Canticle of St Nicholas so what does the title mean?


It is a canticle of St Nicholas, not in the sense of a prayer attributable to him (such as the Canticle of St Francis), but a musical prayer in his honor. Having said this, it must be pointed out that this has nothing to do with Santa Claus (that generous but wearisomely commercialized soul, who has become identified with Nicholas), but with the bishop of Myra, held in great esteem especially in the Eastern church (some say that in Russia, he is held in veneration just below the Apostles).

When I wrote the original choral sketch, I was thinking especially of the day when I met Maria, a magical day when I first visited the city of Peter the Great, and missed the bus going back to Estonia, and chanced (if it can be called chance) to meet the wonderful woman who is now my wife.

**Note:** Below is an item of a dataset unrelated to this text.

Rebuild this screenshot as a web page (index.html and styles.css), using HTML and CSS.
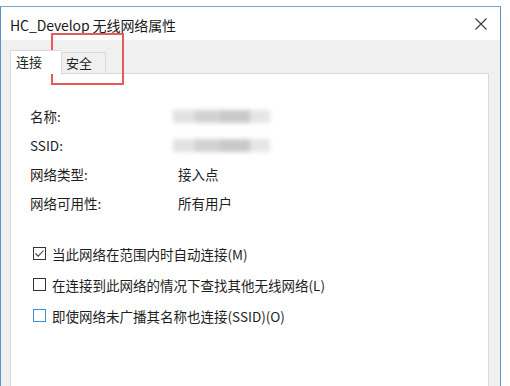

We met on December 19, which is the Feast of St Nicholas by the Russian Orthodox calendar.

I have been very pleased to learn that Nicholas is also held in high esteem in the Netherlands. I sent the piece to a music director in Holland, and to another music director (of Dutch birth) in Australia; and they both sent word about the traditional Feast of St Nicholas in the Netherlands:

In Holland on December the 5th we have a special celebration of the feast of St. Nicholas (Sinterklaas). It is a special event for children, but everybody in Holland is involved. In Holland it is far more important then Santa Claus.

We have a lot of special songs for Sinterklaas and we start some three or four weeks earlier, when he arrives from Spain and then we start buying gifts and sweets. Maybe you have heard of it it is typically Dutch. So in a way your composition rings a bell of recognition with our Sinterklaas.